> [WHAT THE EXERCISE ASKS]: Using the data below, gather each line that includes the word "styles".

-- Start of DATASET SECTION --

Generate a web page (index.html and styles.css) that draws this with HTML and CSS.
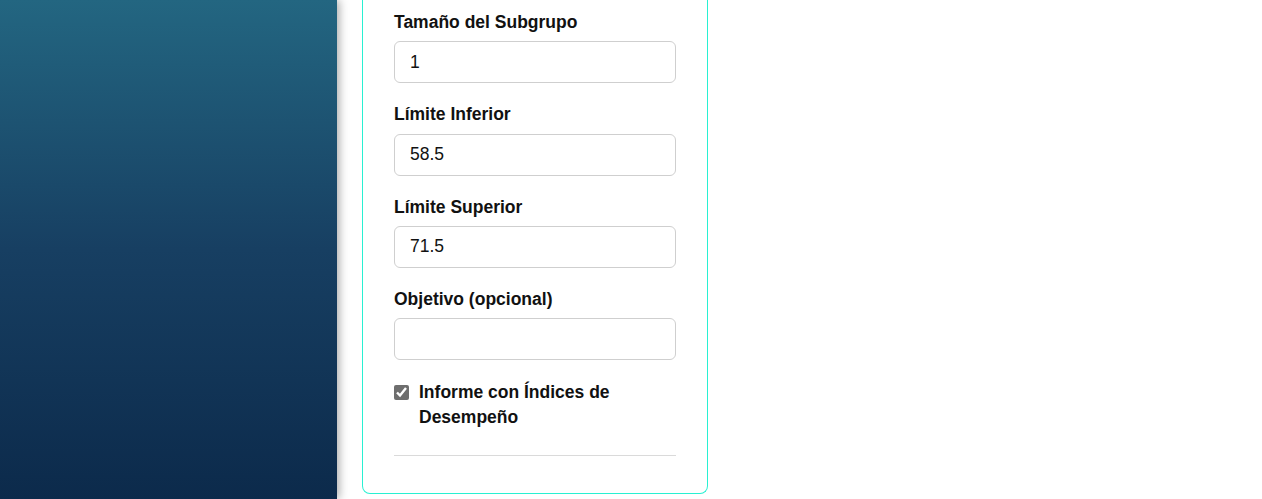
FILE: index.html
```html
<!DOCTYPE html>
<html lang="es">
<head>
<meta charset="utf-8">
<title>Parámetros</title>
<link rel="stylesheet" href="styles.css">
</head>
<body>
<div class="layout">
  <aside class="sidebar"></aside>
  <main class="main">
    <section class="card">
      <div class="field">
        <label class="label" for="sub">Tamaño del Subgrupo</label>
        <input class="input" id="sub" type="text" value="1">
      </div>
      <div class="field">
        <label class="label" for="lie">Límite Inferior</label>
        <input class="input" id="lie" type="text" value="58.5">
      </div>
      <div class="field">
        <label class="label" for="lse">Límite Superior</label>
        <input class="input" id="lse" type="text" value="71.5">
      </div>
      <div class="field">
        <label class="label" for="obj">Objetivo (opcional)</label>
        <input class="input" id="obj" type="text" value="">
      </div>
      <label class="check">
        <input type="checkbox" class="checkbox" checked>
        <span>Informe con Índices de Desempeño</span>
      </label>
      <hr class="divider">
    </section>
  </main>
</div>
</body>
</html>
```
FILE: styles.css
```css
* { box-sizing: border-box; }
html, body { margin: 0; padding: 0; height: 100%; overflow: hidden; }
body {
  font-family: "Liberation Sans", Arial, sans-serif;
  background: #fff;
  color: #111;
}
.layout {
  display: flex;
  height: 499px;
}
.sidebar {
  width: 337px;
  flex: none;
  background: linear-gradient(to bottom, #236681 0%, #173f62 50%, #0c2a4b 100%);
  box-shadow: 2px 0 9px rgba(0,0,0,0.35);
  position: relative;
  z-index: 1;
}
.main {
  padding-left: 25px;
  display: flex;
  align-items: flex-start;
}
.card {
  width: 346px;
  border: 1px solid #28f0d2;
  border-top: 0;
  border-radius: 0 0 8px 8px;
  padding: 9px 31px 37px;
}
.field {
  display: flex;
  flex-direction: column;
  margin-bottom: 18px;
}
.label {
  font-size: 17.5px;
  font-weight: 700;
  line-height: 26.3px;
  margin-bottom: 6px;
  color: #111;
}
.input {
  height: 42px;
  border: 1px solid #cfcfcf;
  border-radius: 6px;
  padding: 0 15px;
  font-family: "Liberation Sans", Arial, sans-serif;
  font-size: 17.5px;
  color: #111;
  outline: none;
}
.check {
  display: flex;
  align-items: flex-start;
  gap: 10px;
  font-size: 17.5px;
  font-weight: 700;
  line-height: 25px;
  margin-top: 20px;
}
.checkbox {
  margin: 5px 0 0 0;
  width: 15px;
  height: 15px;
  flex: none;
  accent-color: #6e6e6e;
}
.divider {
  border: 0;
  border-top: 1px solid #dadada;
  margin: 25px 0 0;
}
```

-- End of DATASET SECTION --

> [WORKED ANSWER]:
Generate a web page (index.html and styles.css) that draws this with HTML and CSS.
<link rel="stylesheet" href="styles.css">
FILE: styles.css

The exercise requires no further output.